Problem details
Quote the whole listing exactly. Leave the pictures out of your copy.

Source excerpt
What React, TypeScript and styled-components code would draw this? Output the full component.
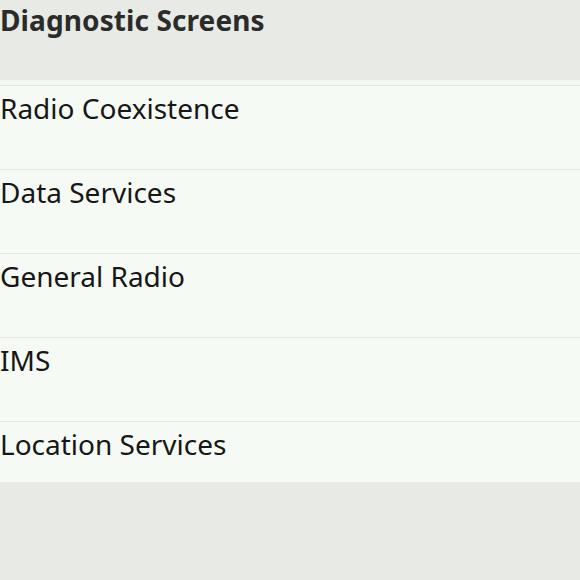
import React from "react";
import styled, { createGlobalStyle } from "styled-components";

const Global = createGlobalStyle`
  html, body { margin: 0; padding: 0; background: #e7eae5; }
  body { font-family: "Noto Sans", "Lato", sans-serif; font-variant-ligatures: none; }
`;

const Page = styled.div`
  width: 580px;
  height: 580px;
  background: #e7eae5;
  display: flex;
  flex-direction: column;
  overflow: hidden;
`;

const Header = styled.div`
  height: 80px;
  box-sizing: border-box;
  padding: 0;
  font-size: 28px;
  line-height: 40px;
  font-weight: 700;
  letter-spacing: 0.1px;
  color: #2b2c2a;
`;

const Gap = styled.div`
  height: 5px;
  background: #f3f7f2;
  border-bottom: 1px solid #e3e6e1;
`;

const List = styled.div`
  background: #f6faf5;
  height: 396px;
  overflow: hidden;
`;

const Row = styled.div`
  height: 84px;
  box-sizing: border-box;
  border-bottom: 1px solid #e4e7e2;
  padding: 2px 0 0 0;
  font-size: 28px;
  line-height: 40px;
  color: #161716;
`;

const items = ["Radio Coexistence", "Data Services", "General Radio", "IMS", "Location Services"];

export default function App() {
  return (
    <Page>
      <Global />
      <Header>Diagnostic Screens</Header>
      <Gap />
      <List>
        {items.map((t) => (
          <Row key={t}>{t}</Row>
        ))}
      </List>
    </Page>
  );
}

Output of the task
What React, TypeScript and styled-components code would draw this? Output the full component.
import React from "react";
import styled, { createGlobalStyle } from "styled-components";

const Global = createGlobalStyle`
  html, body { margin: 0; padding: 0; background: #e7eae5; }
  body { font-family: "Noto Sans", "Lato", sans-serif; font-variant-ligatures: none; }
`;

const Page = styled.div`
  width: 580px;
  height: 580px;
  background: #e7eae5;
  display: flex;
  flex-direction: column;
  overflow: hidden;
`;

const Header = styled.div`
  height: 80px;
  box-sizing: border-box;
  padding: 0;
  font-size: 28px;
  line-height: 40px;
  font-weight: 700;
  letter-spacing: 0.1px;
  color: #2b2c2a;
`;

const Gap = styled.div`
  height: 5px;
  background: #f3f7f2;
  border-bottom: 1px solid #e3e6e1;
`;

const List = styled.div`
  background: #f6faf5;
  height: 396px;
  overflow: hidden;
`;

const Row = styled.div`
  height: 84px;
  box-sizing: border-box;
  border-bottom: 1px solid #e4e7e2;
  padding: 2px 0 0 0;
  font-size: 28px;
  line-height: 40px;
  color: #161716;
`;

const items = ["Radio Coexistence", "Data Services", "General Radio", "IMS", "Location Services"];

export default function App() {
  return (
    <Page>
      <Global />
      <Header>Diagnostic Screens</Header>
      <Gap />
      <List>
        {items.map((t) => (
          <Row key={t}>{t}</Row>
        ))}
      </List>
    </Page>
  );
}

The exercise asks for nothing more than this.